— Start Data block —
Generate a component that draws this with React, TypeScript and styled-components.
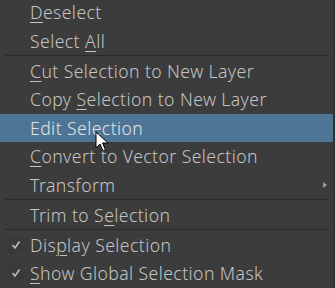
import React from 'react';
import styled, { createGlobalStyle } from 'styled-components';

const Global = createGlobalStyle`
  html, body {
    margin: 0;
    padding: 0;
    background: #3c3c3c;
    overflow: hidden;
  }
`;

const Menu = styled.div`
  position: relative;
  width: 335px;
  height: 288px;
  box-sizing: border-box;
  background: #3c3c3c;
  border-right: 2px solid #323232;
  overflow: hidden;
`;

const List = styled.div`
  display: flex;
  flex-direction: column;
  margin-top: -2px;
`;

const Item = styled.div<{ $active?: boolean }>`
  display: flex;
  align-items: center;
  height: 28.5px;
  padding-left: 30px;
  padding-right: 8px;
  background: ${(p) => (p.$active ? '#4f7596' : 'transparent')};
  color: ${(p) => (p.$active ? '#e2e2e2' : '#c4c4c4')};
  font-family: 'Noto Sans', 'Open Sans', sans-serif;
  font-size: 17.6px;
  font-weight: 300;
  letter-spacing: 0.42px;
  white-space: nowrap;
  position: relative;
`;

const Label = styled.span`
  flex: 1;
`;

const Mn = styled.span`
  text-decoration: underline;
  text-underline-offset: 3px;
  text-decoration-thickness: 1px;
`;

const Separator = styled.div`
  height: 1.5px;
  display: flex;
  align-items: center;
  padding: 0 4px 0 5px;
  &::after {
    content: '';
    flex: 1;
    height: 1px;
    background: #2a2a2a;
  }
`;

const CheckBox = styled.span`
  position: absolute;
  left: 8px;
  top: 50%;
  transform: translateY(-50%);
  width: 15px;
  height: 17px;
  background: #393939;
  display: flex;
  align-items: center;
  justify-content: center;
`;

const Arrow = styled.span`
  width: 0;
  height: 0;
  border-top: 3.5px solid transparent;
  border-bottom: 3.5px solid transparent;
  border-left: 4px solid #9a9a9a;
  margin-right: -2px;
`;

const Cursor = styled.svg`
  position: absolute;
  left: 95px;
  top: 131px;
`;

function Check() {
  return (
    <CheckBox>
      <svg width="10" height="9" viewBox="0 0 10 9">
        <path d="M1.5 4.5 L4 7.5 L8.5 1" fill="none" stroke="#bdbdbd" strokeWidth="1.6" />
      </svg>
    </CheckBox>
  );
}

export default function App() {
  return (
    <Menu>
      <Global />
      <List>
        <Item><Label><Mn>D</Mn>eselect</Label></Item>
        <Item><Label>Select <Mn>A</Mn>ll</Label></Item>
        <Separator />
        <Item><Label><Mn>C</Mn>ut Selection to New Layer</Label></Item>
        <Item><Label>Copy <Mn>S</Mn>election to New Layer</Label></Item>
        <Item $active><Label>Edit Selection</Label></Item>
        <Item><Label><Mn>C</Mn>onvert to Vector Selection</Label></Item>
        <Item><Label>Transform</Label><Arrow /></Item>
        <Separator />
        <Item><Label>Trim to S<Mn>e</Mn>lection</Label></Item>
        <Separator />
        <Item><Check /><Label>Dis<Mn>p</Mn>lay Selection</Label></Item>
        <Item><Check /><Label><Mn>S</Mn>how Global Selection Mask</Label></Item>
      </List>
      <Cursor width="16" height="22" viewBox="0 0 16 22">
        <path d="M1 1 L1 17 L5 13 L8 20 L10.5 19 L7.5 12 L13 12 Z" fill="#ffffff" stroke="#000000" strokeWidth="1" strokeLinejoin="round" />
      </Cursor>
    </Menu>
  );
}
— End Data block —
Reproduce the listing word for word and omit its pictures.

Generate a component that draws this with React, TypeScript and styled-components.
import React from 'react';
import styled, { createGlobalStyle } from 'styled-components';

const Global = createGlobalStyle`
  html, body {
    margin: 0;
    padding: 0;
    background: #3c3c3c;
    overflow: hidden;
  }
`;

const Menu = styled.div`
  position: relative;
  width: 335px;
  height: 288px;
  box-sizing: border-box;
  background: #3c3c3c;
  border-right: 2px solid #323232;
  overflow: hidden;
`;

const List = styled.div`
  display: flex;
  flex-direction: column;
  margin-top: -2px;
`;

const Item = styled.div<{ $active?: boolean }>`
  display: flex;
  align-items: center;
  height: 28.5px;
  padding-left: 30px;
  padding-right: 8px;
  background: ${(p) => (p.$active ? '#4f7596' : 'transparent')};
  color: ${(p) => (p.$active ? '#e2e2e2' : '#c4c4c4')};
  font-family: 'Noto Sans', 'Open Sans', sans-serif;
  font-size: 17.6px;
  font-weight: 300;
  letter-spacing: 0.42px;
  white-space: nowrap;
  position: relative;
`;

const Label = styled.span`
  flex: 1;
`;

const Mn = styled.span`
  text-decoration: underline;
  text-underline-offset: 3px;
  text-decoration-thickness: 1px;
`;

const Separator = styled.div`
  height: 1.5px;
  display: flex;
  align-items: center;
  padding: 0 4px 0 5px;
  &::after {
    content: '';
    flex: 1;
    height: 1px;
    background: #2a2a2a;
  }
`;

const CheckBox = styled.span`
  position: absolute;
  left: 8px;
  top: 50%;
  transform: translateY(-50%);
  width: 15px;
  height: 17px;
  background: #393939;
  display: flex;
  align-items: center;
  justify-content: center;
`;

const Arrow = styled.span`
  width: 0;
  height: 0;
  border-top: 3.5px solid transparent;
  border-bottom: 3.5px solid transparent;
  border-left: 4px solid #9a9a9a;
  margin-right: -2px;
`;

const Cursor = styled.svg`
  position: absolute;
  left: 95px;
  top: 131px;
`;

function Check() {
  return (
    <CheckBox>
      <svg width="10" height="9" viewBox="0 0 10 9">
        <path d="M1.5 4.5 L4 7.5 L8.5 1" fill="none" stroke="#bdbdbd" strokeWidth="1.6" />
      </svg>
    </CheckBox>
  );
}

export default function App() {
  return (
    <Menu>
      <Global />
      <List>
        <Item><Label><Mn>D</Mn>eselect</Label></Item>
        <Item><Label>Select <Mn>A</Mn>ll</Label></Item>
        <Separator />
        <Item><Label><Mn>C</Mn>ut Selection to New Layer</Label></Item>
        <Item><Label>Copy <Mn>S</Mn>election to New Layer</Label></Item>
        <Item $active><Label>Edit Selection</Label></Item>
        <Item><Label><Mn>C</Mn>onvert to Vector Selection</Label></Item>
        <Item><Label>Transform</Label><Arrow /></Item>
        <Separator />
        <Item><Label>Trim to S<Mn>e</Mn>lection</Label></Item>
        <Separator />
        <Item><Check /><Label>Dis<Mn>p</Mn>lay Selection</Label></Item>
        <Item><Check /><Label><Mn>S</Mn>how Global Selection Mask</Label></Item>
      </List>
      <Cursor width="16" height="22" viewBox="0 0 16 22">
        <path d="M1 1 L1 17 L5 13 L8 20 L10.5 19 L7.5 12 L13 12 Z" fill="#ffffff" stroke="#000000" strokeWidth="1" strokeLinejoin="round" />
      </Cursor>
    </Menu>
  );
}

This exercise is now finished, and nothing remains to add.